Tak media PiS szczują na Arłukowicza. Europoseł stracił cierpliwość, zapowiada kroki prawne
"Szczucie i hejt przekraczają już jakiekolwiek granice przyzwoitości" – ocenił Bartosz Arłukowicz. Europoseł PO, były minister zdrowia zapowiedział kroki prawne ws. publikacji narodowego nadawcy, Polskiego Radia Szczecin. Państwowa rozgłośnia zasugerowała, że polityk jest przestępcą – przedstawiła go jako Bartosza A. i pokazała na zdjęciu z czarnym paskiem na oczach.
Jak zbrodniarz
Choć orzeczenie nie jest prawomocne, choć chodzi o Sąd Lekarski, a nie sąd powszechny, choć wymierzona kara to zaledwie upomnienie – Polskie Radio Szczecin zaprezentowało Arłukowicza niczym pospolitego przestępcę.
Radio Szczecin o decyzji Sądu Lekarskiego ws. Bartosza Arłukowicza.•Fot. Twitter.com
"Odrobinę przyzwoitości"
W tej sprawie do prezesa Polskiego Radia Szczecin, wcześniej działacza PiS, Artura Kubaja, zwrócił się członek rady programowej rozgłośni, były wicemarszałek województwa zachodniopomorskiego z PO, Witold Jabłoński.
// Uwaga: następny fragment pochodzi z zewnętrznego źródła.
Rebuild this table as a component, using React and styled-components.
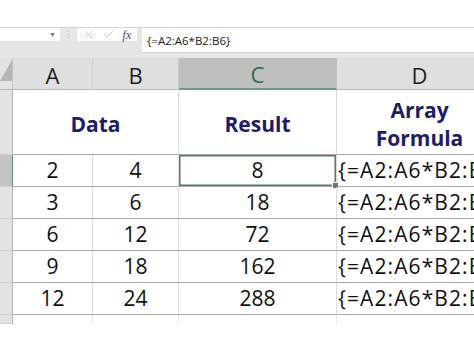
import React from "react";
import styled, { createGlobalStyle, css } from "styled-components";
import { X, Check } from "lucide-react";

const Global = createGlobalStyle`
  html, body { margin: 0; padding: 0; background: #ffffff; }
  body { font-family: "Open Sans", "Noto Sans", sans-serif; }
`;

const Page = styled.div`
  width: 474px;
  height: 355px;
  overflow: hidden;
  background: #ffffff;
`;

const TopSpace = styled.div`
  height: 27px;
  background: #ffffff;
`;

const FormulaBar = styled.div`
  display: flex;
  align-items: flex-start;
  height: 31px;
  box-sizing: border-box;
  background: #e6e6e6;
  border-top: 1px solid #d2d2d2;
`;

const NameBox = styled.div`
  width: 60px;
  height: 13px;
  background: #ffffff;
  display: flex;
  align-items: center;
  justify-content: flex-end;
  padding-right: 4px;
  box-sizing: border-box;
  color: #777;
  font-size: 7px;
`;

const Dots = styled.div`
  width: 17px;
  height: 13px;
  display: flex;
  align-items: center;
  justify-content: center;
  color: #b0b0b0;
  font-size: 9px;
  line-height: 1;
`;

const IconBox = styled.div`
  width: 60px;
  height: 13px;
  background: #ffffff;
  display: flex;
  align-items: center;
  justify-content: space-around;
  padding: 0 2px;
  box-sizing: border-box;
  color: #ababab;
`;

const Fx = styled.span`
  font-family: "Liberation Serif", serif;
  font-style: italic;
  font-size: 13px;
  color: #555;
  line-height: 1;
`;

const FormulaInput = styled.div`
  flex: 1;
  margin-left: 5px;
  height: 25px;
  background: #ffffff;
  border-bottom: 1px solid #d4d4d4;
  box-sizing: border-box;
  padding: 6px 0 0 5px;
  font-size: 11.5px;
  line-height: 14px;
  color: #1a1a1a;
  white-space: nowrap;
`;

const Sheet = styled.div`
  display: grid;
  grid-template-columns: 13px 80px 86px 158px 166px;
  grid-template-rows: 32px 65px repeat(5, 32px) 9px;
  width: 503px;
  background: #ffffff;
  position: relative;
`;

const Corner = styled.div`
  background: #e3e3e3;
  border-right: 1px solid #c4c4c4;
  border-bottom: 1px solid #b8b8b8;
  box-sizing: border-box;
  display: flex;
  align-items: flex-start;
  justify-content: flex-end;
  padding-top: 2px;
`;

const ColHead = styled.div`
  background: ${(p) => (p.$active ? "#bfbfbf" : "#dfdfdf")};
  color: ${(p) => (p.$active ? "#217346" : "#1e1e1e")};
  border-right: 1px solid ${(p) => (p.$active ? "#bfbfbf" : "#cfcfcf")};
  border-bottom: ${(p) => (p.$active ? "2px solid #6e9c80" : "1px solid #b8b8b8")};
  box-sizing: border-box;
  display: flex;
  align-items: center;
  justify-content: center;
  font-size: 22px;
  line-height: 1;
  padding-top: 2px;
`;

const RowHead = styled.div`
  background: ${(p) => (p.$active ? "#c4c4c4" : "#e3e3e3")};
  border-right: 1px solid ${(p) => (p.$active ? "#5f8f72" : "#b4b4b4")};
  border-bottom: 1px solid #d0d0d0;
  box-sizing: border-box;
`;

const Cell = styled.div`
  border-right: 1px solid #dcdcdc;
  border-bottom: 1px solid #a9a9a9;
  box-sizing: border-box;
  display: flex;
  align-items: center;
  justify-content: ${(p) => (p.$left ? "flex-start" : "center")};
  padding-left: ${(p) => (p.$left ? "1px" : "0")};
  letter-spacing: ${(p) => (p.$left ? "1.1px" : "0")};
  font-size: 21px;
  line-height: 1;
  color: #111;
  white-space: nowrap;
  position: relative;
  ${(p) =>
    p.$selected &&
    css`
      box-shadow: inset 0 0 0 1.5px #4f8163;
      &::after {
        content: "";
        position: absolute;
        right: -3px;
        bottom: -3px;
        width: 5px;
        height: 5px;
        background: #4f8163;
        border: 1px solid #ffffff;
      }
    `}
`;

const TitleCell = styled(Cell)`
  grid-column: span ${(p) => p.$span || 1};
  font-weight: 700;
  color: #1c1c6e;
  flex-direction: column;
  line-height: 28px;
  padding-top: 3px;
  text-align: center;
`;

const TailCell = styled.div`
  border-right: 1px solid #e8e8e8;
  box-sizing: border-box;
`;

const rows = [
  [2, 4, 8],
  [3, 6, 18],
  [6, 12, 72],
  [9, 18, 162],
  [12, 24, 288],
];

const cols = ["A", "B", "C", "D"];

export default function App() {
  return (
    <Page>
      <Global />
      <TopSpace />
      <FormulaBar>
        <NameBox>▼</NameBox>
        <Dots>⁝</Dots>
        <IconBox>
          <X size={13} strokeWidth={1.3} />
          <Check size={13} strokeWidth={1.3} />
          <Fx>fx</Fx>
        </IconBox>
        <FormulaInput>{"{=A2:A6*B2:B6}"}</FormulaInput>
      </FormulaBar>
      <Sheet>
        <Corner>
          <svg width="12" height="21" viewBox="0 0 12 21">
            <polygon points="0,21 12,0 12,21" fill="#b5b5b5" />
          </svg>
        </Corner>
        {cols.map((c) => (
          <ColHead key={c} $active={c === "C"}>
            {c}
          </ColHead>
        ))}

        <RowHead />
        <TitleCell $span={2}>Data</TitleCell>
        <TitleCell>Result</TitleCell>
        <TitleCell>
          <span>Array</span>
          <span>Formula</span>
        </TitleCell>

        {rows.map((r, i) => (
          <React.Fragment key={i}>
            <RowHead $active={i === 0} />
            <Cell>{r[0]}</Cell>
            <Cell>{r[1]}</Cell>
            <Cell $selected={i === 0}>{r[2]}</Cell>
            <Cell $left>{"{=A2:A6*B2:B6}"}</Cell>
          </React.Fragment>
        ))}

        <RowHead />
        <TailCell />
        <TailCell />
        <TailCell />
        <TailCell />
      </Sheet>
    </Page>
  );
}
Zwrócił uwagę, że w informacji dotyczącej Arłukowicza stacja zastosowała "zabieg typowy dla skazanych przestępców i zbrodniarzy".
"Proszę o odrobinę przyzwoitości i rzetelności dziennikarskiej – skrócenie nazwiska oraz użycie czarnego paska do zasłonięcia wizerunku, sugeruje że Bartosz Arłukowicz jest osobą skazaną lub posiadającą zarzuty prokuratorskie Jest to sugestia całkowicie nieprawdziwa. W związku z tym wyrażam oburzenie i zdecydowany sprzeciw wobec praktyk stosowanych w publicznym radio" – zwrócił się Jabłoński do prezesa szczecińskiej rozgłośni.
Radio Magdaleny Ogórek
Na Twitterze komentujący przypominają, że jest o wiele więcej kontrowersji za dobrej zmiany w Radiu Szczecin. To ta stacja informowała o "seks-usługach" w mieszkaniu posła PO. Jednym z autorów tego newsa był kuzyn radnego PiS.
– Kiedyś w Radiu Szczecin poruszane były lokalne tematy, programy prowadzili nasi. Teraz są dziennikarze z Warszawy (m.in. Magdalena Ogórek – przyp. red.), weszła ogólnopolska polityka. Jestem przerażony, od lat współpracuję z różnymi dziennikarzami, ale na to, co dzieje się teraz w mediach publicznych, po prostu brak mi słów – mówił Katarzynie Zuchowicz jeden ze szczecińskich polityków.
Co powiedział Arłukowicz o lekarzach
Wracając do sedna sprawy – wyrok Sądu Lekarskiego Wojskowej Izby Lekarskiej dotyczył medialnych wypowiedzi Bartosza Arłukowicza jako ministra zdrowia. Słowa te padły na początku stycznia 2015 r., gdy niemal w całym kraju strajkowali lekarze rodzinni, zamykając gabinety. W ten sposób walczyli o wyższe kontrakty z NFZ. Pozew wobec ministra skierowali związkowcy z OZZL.
"Lekarz Bartosz Arłukowicz zarzuca wprost i bezpośrednio innym lekarzom (m.in. Maciejowi Hamankiewiczowi, Jackowi Krajewskiemu i innym negocjatorom Porozumienia Zielonogórskiego), że manipulują oni opinią publiczną oraz powtarzają 'farmazony, że dla dobra pacjenta zamyka się gabinet'" – tłumaczyli wówczas związkowcy.
"Ponadto lekarz Bartosz Arłukowicz stawia bezprawne zarzuty grupie lekarzy zrzeszonych w Porozumieniu Zielonogórskim, mówiąc wprost, że: - Kiedy widzę, co stało się z lekarzami z Porozumienia Zielonogórskiego, to myślę sobie, już dawno biznes pomylił się z byciem lekarzem" – brzmiało uzasadnienie pozwu OZZL.